* begin *
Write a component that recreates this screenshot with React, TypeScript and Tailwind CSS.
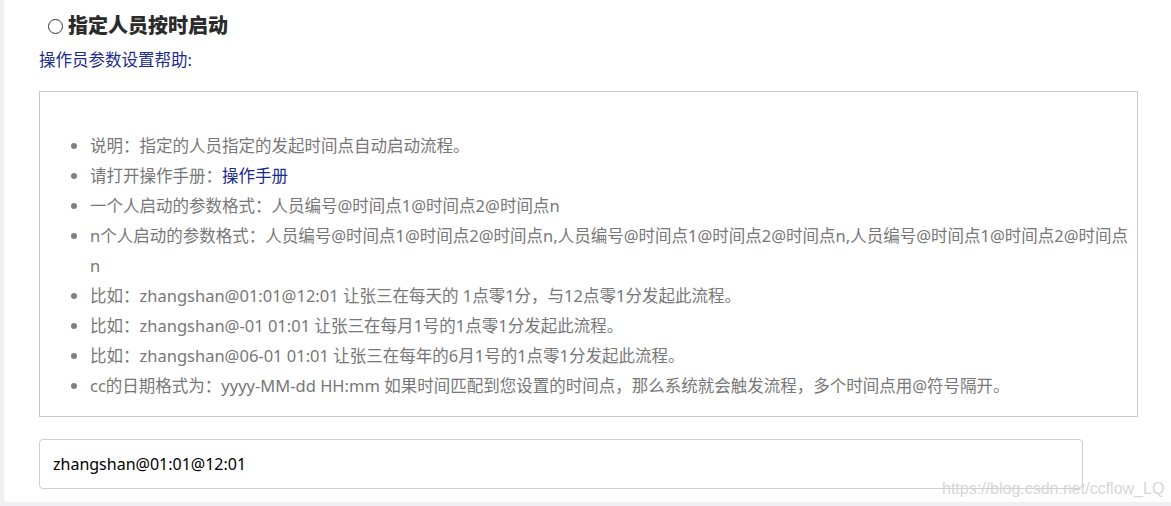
import React from "react";

const items: React.ReactNode[] = [
  "说明：指定的人员指定的发起时间点自动启动流程。",
  <>
    请打开操作手册：<a className="text-[#1c2b8f]">操作手册</a>
  </>,
  "一个人启动的参数格式：人员编号@时间点1@时间点2@时间点n",
  "n个人启动的参数格式：人员编号@时间点1@时间点2@时间点n,人员编号@时间点1@时间点2@时间点n,人员编号@时间点1@时间点2@时间点n",
  "比如：zhangshan@01:01@12:01 让张三在每天的 1点零1分，与12点零1分发起此流程。",
  "比如：zhangshan@-01 01:01 让张三在每月1号的1点零1分发起此流程。",
  "比如：zhangshan@06-01 01:01 让张三在每年的6月1号的1点零1分发起此流程。",
  "cc的日期格式为：yyyy-MM-dd HH:mm 如果时间匹配到您设置的时间点，那么系统就会触发流程，多个时间点用@符号隔开。",
];

export default function App() {
  return (
    <div
      className="relative w-[1171px] h-[506px] bg-[#f0f0f2] pl-1 pb-1 overflow-hidden"
      style={{ fontFamily: '"Noto Sans", "Noto Sans CJK SC", sans-serif' }}
    >
      <div className="h-full bg-white rounded-bl-[4px] pl-[35px] pt-[12px]">
        <h2 className="text-[20px] leading-[28px] font-extrabold text-[#2b2b2b] pl-[9px] flex items-center">
          <span className="inline-block w-[15px] h-[15px] rounded-full border-[1.5px] border-[#333] mr-[5px]"></span>
          指定人员按时启动
        </h2>
        <div className="mt-[8px] text-[16.5px] leading-[24px] text-[#1c2b8f]">操作员参数设置帮助:</div>
        <div className="mt-[19px] w-[1099px] border border-[#c8c8c8] pt-[39px] pb-[15px] pr-[2px]">
          <ul className="list-disc pl-[50px] text-[16.5px] leading-[30px] text-[#777] marker:text-[#808080]">
            {items.map((it, i) => (
              <li key={i}>{it}</li>
            ))}
          </ul>
        </div>
        <div className="mt-[22px] w-[1044px] h-[50px] border border-[#cfcfcf] rounded-[4px] flex items-center pl-[13px] text-[16px] text-black">
          zhangshan@01:01@12:01
        </div>
      </div>
      <div
        className="absolute left-[942px] top-[477px] text-[16px] text-[#d6d6d6]"
        style={{ fontFamily: '"Liberation Sans", sans-serif' }}
      >
        https://blog.csdn.net/ccflow_LQ
      </div>
    </div>
  );
}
* end *
**DESCRIPTION OF THE TASK:**
Copy out all of the data word for word. Do not carry over any picture.

**REPLY TO THE EXERCISE:**
Write a component that recreates this screenshot with React, TypeScript and Tailwind CSS.
import React from "react";

const items: React.ReactNode[] = [
  "说明：指定的人员指定的发起时间点自动启动流程。",
  <>
    请打开操作手册：<a className="text-[#1c2b8f]">操作手册</a>
  </>,
  "一个人启动的参数格式：人员编号@时间点1@时间点2@时间点n",
  "n个人启动的参数格式：人员编号@时间点1@时间点2@时间点n,人员编号@时间点1@时间点2@时间点n,人员编号@时间点1@时间点2@时间点n",
  "比如：zhangshan@01:01@12:01 让张三在每天的 1点零1分，与12点零1分发起此流程。",
  "比如：zhangshan@-01 01:01 让张三在每月1号的1点零1分发起此流程。",
  "比如：zhangshan@06-01 01:01 让张三在每年的6月1号的1点零1分发起此流程。",
  "cc的日期格式为：yyyy-MM-dd HH:mm 如果时间匹配到您设置的时间点，那么系统就会触发流程，多个时间点用@符号隔开。",
];

export default function App() {
  return (
    <div
      className="relative w-[1171px] h-[506px] bg-[#f0f0f2] pl-1 pb-1 overflow-hidden"
      style={{ fontFamily: '"Noto Sans", "Noto Sans CJK SC", sans-serif' }}
    >
      <div className="h-full bg-white rounded-bl-[4px] pl-[35px] pt-[12px]">
        <h2 className="text-[20px] leading-[28px] font-extrabold text-[#2b2b2b] pl-[9px] flex items-center">
          <span className="inline-block w-[15px] h-[15px] rounded-full border-[1.5px] border-[#333] mr-[5px]"></span>
          指定人员按时启动
        </h2>
        <div className="mt-[8px] text-[16.5px] leading-[24px] text-[#1c2b8f]">操作员参数设置帮助:</div>
        <div className="mt-[19px] w-[1099px] border border-[#c8c8c8] pt-[39px] pb-[15px] pr-[2px]">
          <ul className="list-disc pl-[50px] text-[16.5px] leading-[30px] text-[#777] marker:text-[#808080]">
            {items.map((it, i) => (
              <li key={i}>{it}</li>
            ))}
          </ul>
        </div>
        <div className="mt-[22px] w-[1044px] h-[50px] border border-[#cfcfcf] rounded-[4px] flex items-center pl-[13px] text-[16px] text-black">
          zhangshan@01:01@12:01
        </div>
      </div>
      <div
        className="absolute left-[942px] top-[477px] text-[16px] text-[#d6d6d6]"
        style={{ fontFamily: '"Liberation Sans", sans-serif' }}
      >
        https://blog.csdn.net/ccflow_LQ
      </div>
    </div>
  );
}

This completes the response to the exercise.